The analysis of neurotrophic tyrosine receptor kinase (NTRK) gene fusions has emerged as a predictive biomarker for the efficacy of inhibitors of the tropomyosin receptor kinase (TRK) proteins across a range of solid tumor types [102]. In the gastrointestinal setting, NTRK gene fusions are extremely rare with a 0.23-0.31% prevalence in colorectal adenocarcinomas, 0.34% in pancreatic carcinomas, 0.25% in cholangiocarcinomas, 0.48% in appendiceal adenocarcinomas and 0.31% in neuroendocrine tumors [103,104]. Of note, NTRK gene rearrangements are enriched in MLH1/PMS2 deficient and BRAF wild-type colorectal cancers, in which a 5.3% prevalence was described [105]. Despite this relative rarity, the request for NTRK testing is increasing.
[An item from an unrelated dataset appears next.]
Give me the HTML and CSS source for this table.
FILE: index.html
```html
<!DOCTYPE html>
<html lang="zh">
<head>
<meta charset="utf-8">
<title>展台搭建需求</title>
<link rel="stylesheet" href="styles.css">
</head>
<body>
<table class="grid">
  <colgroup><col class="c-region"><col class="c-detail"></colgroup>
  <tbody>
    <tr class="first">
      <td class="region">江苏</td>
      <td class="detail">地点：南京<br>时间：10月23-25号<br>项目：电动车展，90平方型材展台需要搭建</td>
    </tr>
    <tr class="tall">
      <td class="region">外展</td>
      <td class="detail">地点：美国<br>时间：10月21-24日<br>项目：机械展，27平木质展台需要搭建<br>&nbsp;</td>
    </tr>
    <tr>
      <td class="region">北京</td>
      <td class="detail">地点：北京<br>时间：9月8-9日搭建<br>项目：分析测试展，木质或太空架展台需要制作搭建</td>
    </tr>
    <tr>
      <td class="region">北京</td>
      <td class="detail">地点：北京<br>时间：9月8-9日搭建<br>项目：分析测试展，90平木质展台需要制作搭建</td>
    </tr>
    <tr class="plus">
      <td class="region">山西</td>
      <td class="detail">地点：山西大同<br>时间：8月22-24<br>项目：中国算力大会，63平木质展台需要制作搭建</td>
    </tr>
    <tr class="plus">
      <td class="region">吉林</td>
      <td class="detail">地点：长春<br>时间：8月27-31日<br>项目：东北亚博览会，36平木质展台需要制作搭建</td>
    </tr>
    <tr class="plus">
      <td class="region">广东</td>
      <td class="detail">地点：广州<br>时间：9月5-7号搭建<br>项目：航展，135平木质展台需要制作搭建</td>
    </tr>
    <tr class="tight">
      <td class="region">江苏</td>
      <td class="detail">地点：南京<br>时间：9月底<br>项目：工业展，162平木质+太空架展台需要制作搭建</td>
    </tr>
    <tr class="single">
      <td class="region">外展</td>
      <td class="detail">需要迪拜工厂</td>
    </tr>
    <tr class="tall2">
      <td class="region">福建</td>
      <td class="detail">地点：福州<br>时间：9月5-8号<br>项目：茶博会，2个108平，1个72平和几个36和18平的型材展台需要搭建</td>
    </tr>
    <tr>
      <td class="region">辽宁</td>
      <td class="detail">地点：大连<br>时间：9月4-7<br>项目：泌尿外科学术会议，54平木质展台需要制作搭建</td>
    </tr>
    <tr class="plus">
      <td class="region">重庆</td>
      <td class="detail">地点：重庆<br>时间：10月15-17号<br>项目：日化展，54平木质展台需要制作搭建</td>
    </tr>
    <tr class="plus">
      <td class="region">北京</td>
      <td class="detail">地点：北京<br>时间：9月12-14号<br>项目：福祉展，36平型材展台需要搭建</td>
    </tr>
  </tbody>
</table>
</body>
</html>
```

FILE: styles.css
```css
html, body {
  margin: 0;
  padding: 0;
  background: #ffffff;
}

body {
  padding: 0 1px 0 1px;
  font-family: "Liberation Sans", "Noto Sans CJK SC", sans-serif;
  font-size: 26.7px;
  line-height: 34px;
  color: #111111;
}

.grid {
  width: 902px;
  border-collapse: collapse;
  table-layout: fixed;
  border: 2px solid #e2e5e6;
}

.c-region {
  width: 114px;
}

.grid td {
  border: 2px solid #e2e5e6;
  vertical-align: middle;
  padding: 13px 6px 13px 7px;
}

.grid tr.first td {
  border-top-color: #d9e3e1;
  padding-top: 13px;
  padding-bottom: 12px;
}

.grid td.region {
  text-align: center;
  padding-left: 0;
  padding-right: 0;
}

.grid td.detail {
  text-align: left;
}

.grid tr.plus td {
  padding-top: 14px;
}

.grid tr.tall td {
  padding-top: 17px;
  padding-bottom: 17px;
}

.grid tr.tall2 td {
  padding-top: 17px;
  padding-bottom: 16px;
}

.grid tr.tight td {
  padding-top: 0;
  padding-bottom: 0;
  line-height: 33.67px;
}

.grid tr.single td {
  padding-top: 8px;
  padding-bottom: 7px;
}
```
NTRK alterations can be detected by immunohistochemistry, RT-PCR and RNA-based NGS.

Germline and somatic mutations within the homologous recombination repair pathway (i.e. ATM, BRCA1, BRCA2 or PALB2) have been observed in pancreatic ductal adenocarcinoma and are associated with an increased sensitivity to platinum-based chemotherapy [106,107]. Moreover, tumors with BRCA1/2 mutations display increased sensitivity to PARP inhibitors which, when used as maintenance therapy, result in a prolonged progression-free survival [108].
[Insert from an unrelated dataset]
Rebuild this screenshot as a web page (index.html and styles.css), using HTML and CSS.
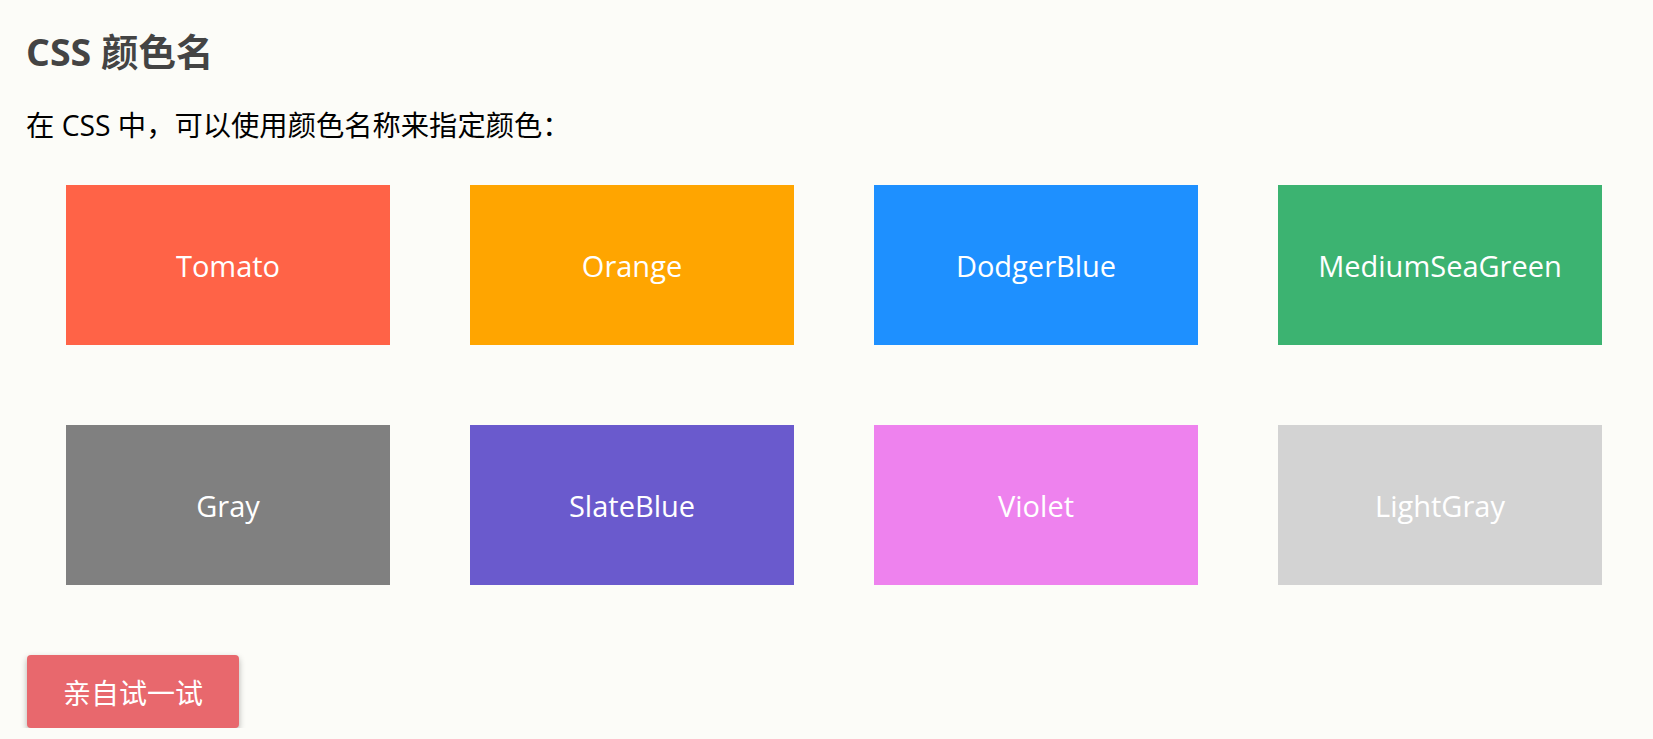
FILE: index.html
```html
<!DOCTYPE html>
<html lang="zh-CN">
<head>
<meta charset="utf-8">
<title>CSS 颜色名</title>
<link rel="stylesheet" href="styles.css">
</head>
<body>
<div class="page">
  <h2 class="title">CSS 颜色名</h2>
  <p class="intro">在 CSS 中，可以使用颜色名称来指定颜色：</p>
  <div class="grid">
    <div class="swatch swatch-tomato">Tomato</div>
    <div class="swatch swatch-orange">Orange</div>
    <div class="swatch swatch-dodgerblue">DodgerBlue</div>
    <div class="swatch swatch-mediumseagreen">MediumSeaGreen</div>
    <div class="swatch swatch-gray">Gray</div>
    <div class="swatch swatch-slateblue">SlateBlue</div>
    <div class="swatch swatch-violet">Violet</div>
    <div class="swatch swatch-lightgray">LightGray</div>
  </div>
  <button class="try-btn" type="button">亲自试一试</button>
</div>
</body>
</html>
```

FILE: styles.css
```css
html, body {
  margin: 0;
  padding: 0;
  background: #fcfcf8;
}

body {
  font-family: "Open Sans", "Noto Sans CJK SC", sans-serif;
  color: #000;
}

.page {
  padding: 27px 11px 0 26px;
}

.title {
  margin: 0;
  font-size: 37.5px;
  line-height: 50px;
  font-weight: 700;
  color: #444;
}

.intro {
  margin: 29px 0 0 0;
  font-size: 28.3px;
  line-height: 39px;
}

.grid {
  display: grid;
  grid-template-columns: repeat(4, 1fr);
  margin-top: 0;
}

.swatch {
  margin: 40px;
  height: 160px;
  display: flex;
  align-items: center;
  justify-content: center;
  color: #fff;
  font-size: 29px;
}

.swatch-tomato { background: #ff6347; }
.swatch-orange { background: #ffa500; }
.swatch-dodgerblue { background: #1e90ff; }
.swatch-mediumseagreen { background: #3cb371; }
.swatch-gray { background: #808080; }
.swatch-slateblue { background: #6a5acd; }
.swatch-violet { background: #ee82ee; }
.swatch-lightgray { background: #d3d3d3; }

.try-btn {
  display: block;
  margin: 30px 0 0 1px;
  width: 212px;
  height: 73px;
  border: none;
  border-radius: 4px;
  background: #e8686d;
  color: #fff;
  font-family: "Noto Sans CJK SC", sans-serif;
  font-size: 28px;
  box-shadow: 0 3px 6px rgba(0, 0, 0, 0.3);
  padding: 0;
}
```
SMAD4 is a genetic driver of pancreatic ductal adenocarcinoma; it is also known as DPC4 and is genetically inactivated in about half of pancreatic ductal adenocarcinomas (PDAC) [109]. A reliable surrogate methodology to investigate its mutational status is represented by immunohistochemistry, with the loss of the nuclear expression of the protein indicating the genetic inactivation. SMAD4 mutations (SMAD4 immunohistochemical loss) have been correlated with widespread metastatic patterns in PDAC patients [110] and with higher rates of local and distant failure in those receiving adjuvant chemoradiation [111]. Its determination may be useful for planning therapeutic decisions: although such situations are generally managed in ultra-specialized pancreatic centers, the presence of SMAD4 mutations may support radiofrequency ablation-based therapy [112].

Conclusions

We are facing molecularly-driven treatment choices for advanced gastrointestinal cancers and histopathologic diagnosis is becoming an integrated morphological and molecular characterization of the biospecimen. The pathologist should be aware of the novel therapies and how to improve the management of biospecimens in the personalized medicine era.